Sail dengan panjang sekitar 28.250 meter
merupakan anak sungai terpanjang, di Kota Pekanbaru. Sungai Sail
melintasi Jalan Satria- Rejosari (Sungai Sail I) dan jembatan di Jalan Parit
Indah Ujung (Sungai Sail III, red). Anak Sungai Sail ini juga melintasi Jalan
Pemasyarakatan (Sungai Sail II) dan melintas Jembatan Datuk Laksemana-Gobah
(Sungai Sail IV).
Menurut Kepala Badan Lingkungan Hidup (BLH) Kota Pekanbaru,
Drs Adriman MSi, konsentrasi oksigen terlarut menurun di sepanjang aliran
sungai karena lapisan minyak menghambat pengambilan oksigen oleh air.
Kondisi ini juga dapat mengganggu tanaman di sepanjang sungai. Lapisan minyak
menutupi permukaan air dapat terdegradasi oleh mikroorganisme tertentu dalam
jangka panjang. Dalam jangka panjang memang minyak dapat terurai. Namun
demikian dalam jangka pendek akan merusak lingkungan.
Padahal manusia tidak dapat dipisahkan dari air,
karena air adalah sumber kehidupan manusia. Ketergantungan manusia dengan air
cukup besar bahkan hampir tak bisa dipisahkan dari air. Hal ini ditandai dari
pemukiman manusia sejak jaman purba hingga saat ini sebagian besar berada dekat
dengan sumber air seperti sungai.
Keterikatan manusia akan air ini, maka muncullah
adaptasi dan budaya yang berkaitan dengan air. Dinegara kita dan juga beberapa
negara lain, air mempunyai nilai agama, budaya, sosial, ekonomi dan bahkan
politik. Karena begitu eratnya ikatan masyarakat dengan air, maka dalam
masyarakat tersebut muncul kearifan-kearifan lokal yang berkaitan dengan air
dan penghormatan terhadap air sebagai sumber kehidupan.

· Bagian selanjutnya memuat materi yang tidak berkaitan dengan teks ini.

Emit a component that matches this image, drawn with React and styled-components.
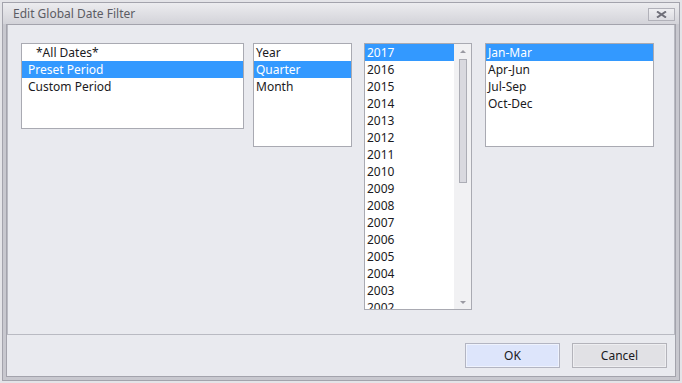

Hak terhadap air yang setara merupakan hak asasi
setiap manusia. UUD 1945 pasal 33 ayat 2 menjamin hak dasar tersebut. Pasal 33
ayat 2 tersebut menyatakan, “Bumi, air dan kekayaan alam yang terkandung
didalamnya dikuasai oleh negara dan dipergunakan untuk sebesar-besarnya
kemakmuran rakyat ”.
Kalimat tersebut mengandung makna tanggung jawab
negara untuk menjamin dan menyelengarakan penyediaan air yang menjangkau setiap
individu warga negara. Pada tingkat internasional, hak atas air yang setara
juga diteguhkan dalam Ecosoc Declaration (Deklarasi Ekonomi, Sosial, dan
Budaya) PBB pada bulan November 2002.
Nah jika sudah terjadi pencemaran bahkan kerusakan
terhadap sungai yang ada di seluruh Indonesia, apakah kita masih bepangku
tangan? Mari bergerak selamatkan sungai-sungai yang ada.